Similarly, Poland is positioned perfectly for European companies to outsource due to its excellent location, well developed infrastructure, and cheap flights. Poland is now a leading destination for European outsourcers who want the convenience of an onshore model with the benefits of an offshore model. Interaction between nearshore partners would be effortless since they both are usually in the same time zone. Outsourcers can save a lot of money on flight tickets and finding suitable time for meetings would be easy. Face-to-face interactions would become extremely common due to close proximity and outsourcers would have ready access to highly qualified resources whenever they needed. Close proximity would also mean better engagement and flexibility in operations.
Time-to-market of a product depends on the software developer’s ability to manage the project efficiently. Since nearshore partnerships are flexible and allow better engagement, you can develop the product and deliver it conveniently at your desired time of the year. An abundance of resources will be helpful whenever the project demands additional work to be done and you can support and scale systems effortlessly. Nearshore vendors who are highly developed and matured in all major technologies have a well-built structure that enables them to initiate projects immediately despite lacking proper human resources. Market leaders with a competent human resources department have the ability to hire quickly to suit the project demands. Nevertheless, nearshore partnerships are flexible and allow better engagement, product development and delivery are generally effortless. The quality expectations are fulfilled invariably as the clients and the nearshore teams can communicate their ideas to each other efficiently.
Minimum cultural and language barriers
Countries like Poland and Ukraine where the software R&D market grew four times faster than global trends have similar customs and attitudes to their neighbors. Poland ranks 3rd in the “Countries with best developers” list and there is a strong software development culture prevailing in the region. The values and attitudes of employees decide the relationship with their partners and hence they decide the outcome of the projects. Software development requires a lot of innovation, which stems from certain values and attitudes. For example, some Eastern cultures frown upon ideas from subordinates, while Western cultures encourage them in order to foster innovation. Nearshore partners are more likely to have similar values and attitudes compared to offshore partners.

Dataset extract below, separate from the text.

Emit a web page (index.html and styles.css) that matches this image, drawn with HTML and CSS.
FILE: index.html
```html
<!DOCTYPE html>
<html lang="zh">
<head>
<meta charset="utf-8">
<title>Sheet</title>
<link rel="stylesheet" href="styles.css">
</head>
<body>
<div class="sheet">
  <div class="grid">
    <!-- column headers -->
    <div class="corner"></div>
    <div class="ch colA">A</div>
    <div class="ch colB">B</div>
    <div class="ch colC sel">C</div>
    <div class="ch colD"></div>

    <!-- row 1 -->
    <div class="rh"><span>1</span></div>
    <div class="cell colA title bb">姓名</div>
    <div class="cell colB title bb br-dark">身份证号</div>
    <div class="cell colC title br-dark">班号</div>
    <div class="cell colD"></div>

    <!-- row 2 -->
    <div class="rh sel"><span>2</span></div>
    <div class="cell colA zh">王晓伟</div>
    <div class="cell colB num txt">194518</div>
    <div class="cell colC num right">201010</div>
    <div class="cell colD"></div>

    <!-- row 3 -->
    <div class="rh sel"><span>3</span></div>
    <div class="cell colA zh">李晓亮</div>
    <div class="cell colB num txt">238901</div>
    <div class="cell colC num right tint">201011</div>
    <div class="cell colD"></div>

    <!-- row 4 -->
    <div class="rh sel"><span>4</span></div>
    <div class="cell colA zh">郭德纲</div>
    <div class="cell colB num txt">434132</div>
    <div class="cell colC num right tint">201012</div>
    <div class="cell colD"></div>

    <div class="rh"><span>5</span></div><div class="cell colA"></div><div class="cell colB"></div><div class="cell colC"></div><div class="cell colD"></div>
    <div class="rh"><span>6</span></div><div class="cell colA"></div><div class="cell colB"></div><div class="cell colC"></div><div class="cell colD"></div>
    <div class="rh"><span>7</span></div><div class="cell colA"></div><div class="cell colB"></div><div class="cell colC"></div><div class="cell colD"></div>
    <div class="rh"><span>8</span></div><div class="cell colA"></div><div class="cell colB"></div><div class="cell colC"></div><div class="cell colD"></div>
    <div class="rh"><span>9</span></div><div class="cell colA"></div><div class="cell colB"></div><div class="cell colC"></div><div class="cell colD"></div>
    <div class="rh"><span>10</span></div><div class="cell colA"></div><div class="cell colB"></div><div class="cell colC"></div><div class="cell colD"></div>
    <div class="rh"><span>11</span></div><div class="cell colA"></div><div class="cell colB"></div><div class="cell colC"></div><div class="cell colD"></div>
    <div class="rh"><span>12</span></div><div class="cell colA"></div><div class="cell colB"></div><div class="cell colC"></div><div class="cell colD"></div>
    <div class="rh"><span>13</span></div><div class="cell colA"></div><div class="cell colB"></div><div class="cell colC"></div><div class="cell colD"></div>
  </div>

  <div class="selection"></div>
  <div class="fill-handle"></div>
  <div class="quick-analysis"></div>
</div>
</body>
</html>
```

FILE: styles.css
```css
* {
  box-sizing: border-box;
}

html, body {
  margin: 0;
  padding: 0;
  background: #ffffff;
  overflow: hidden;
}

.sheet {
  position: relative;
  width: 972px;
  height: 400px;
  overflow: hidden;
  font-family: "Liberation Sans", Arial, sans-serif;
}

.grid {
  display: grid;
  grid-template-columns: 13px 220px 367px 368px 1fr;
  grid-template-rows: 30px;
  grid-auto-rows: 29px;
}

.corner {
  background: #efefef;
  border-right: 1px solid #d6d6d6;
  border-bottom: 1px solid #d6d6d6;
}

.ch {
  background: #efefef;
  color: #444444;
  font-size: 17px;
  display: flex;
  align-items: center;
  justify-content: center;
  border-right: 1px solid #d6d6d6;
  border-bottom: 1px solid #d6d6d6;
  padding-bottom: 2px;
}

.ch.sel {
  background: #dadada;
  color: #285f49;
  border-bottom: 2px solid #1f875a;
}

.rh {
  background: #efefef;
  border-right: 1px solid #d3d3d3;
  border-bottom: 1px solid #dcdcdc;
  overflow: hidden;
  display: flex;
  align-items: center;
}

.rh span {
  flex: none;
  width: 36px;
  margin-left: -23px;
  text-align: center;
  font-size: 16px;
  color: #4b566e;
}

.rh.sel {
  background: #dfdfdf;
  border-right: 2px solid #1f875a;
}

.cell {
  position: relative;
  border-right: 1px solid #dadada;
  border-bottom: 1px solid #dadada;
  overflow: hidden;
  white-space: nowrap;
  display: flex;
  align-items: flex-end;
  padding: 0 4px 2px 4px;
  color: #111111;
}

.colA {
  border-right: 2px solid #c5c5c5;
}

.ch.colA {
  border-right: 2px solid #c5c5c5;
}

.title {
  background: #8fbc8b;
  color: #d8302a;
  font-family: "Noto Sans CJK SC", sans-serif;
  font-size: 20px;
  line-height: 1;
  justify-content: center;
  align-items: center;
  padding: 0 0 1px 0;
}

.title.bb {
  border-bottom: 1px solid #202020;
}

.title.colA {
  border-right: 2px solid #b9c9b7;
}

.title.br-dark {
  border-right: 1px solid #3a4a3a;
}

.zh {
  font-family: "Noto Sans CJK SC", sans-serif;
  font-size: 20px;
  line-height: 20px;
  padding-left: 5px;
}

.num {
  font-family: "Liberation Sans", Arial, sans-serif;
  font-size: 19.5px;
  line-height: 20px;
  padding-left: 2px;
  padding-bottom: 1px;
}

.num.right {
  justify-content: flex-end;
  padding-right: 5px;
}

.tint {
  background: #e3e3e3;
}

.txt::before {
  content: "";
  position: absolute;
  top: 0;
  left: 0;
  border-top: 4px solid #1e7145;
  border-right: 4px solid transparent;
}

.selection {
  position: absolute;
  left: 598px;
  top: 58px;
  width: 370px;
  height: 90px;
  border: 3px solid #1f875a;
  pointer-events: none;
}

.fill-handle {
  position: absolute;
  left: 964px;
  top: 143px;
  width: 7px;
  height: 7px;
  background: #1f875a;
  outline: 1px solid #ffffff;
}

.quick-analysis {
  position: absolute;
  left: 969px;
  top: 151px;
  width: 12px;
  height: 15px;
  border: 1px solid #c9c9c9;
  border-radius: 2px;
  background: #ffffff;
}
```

People with similar values and attitudes understand cultural nuances and this will reflect in their productivity.
Similar cultures also tend to have similar accents and understand each other well. English being the most popular language has many accents and not all of them are comprehensible to everyone. For example Indian accent is difficult for Americans to comprehend, while Filipino accent is not. This is due to the influence of American culture on Philippines. Neighboring countries influence each other and as a result have similar accents and it will come in handy during outsourcing.
The need to outsource usually arises from the desire to cut costs, solve capacity issues and focus on core business activities. Companies that aim to do well in their respective markets have to be careful while choosing partners. While offshoring has been the traditional model for outsourcers, nearshoring has proven itself to be more efficient and resourceful. It has all the conveniences of onshore models while enjoying the benefits of offshore models. Globalization has resulted in economic integration and strong local connections. Outsourcers would benefit more from nearshore partnerships than they would from an offshore arrangement.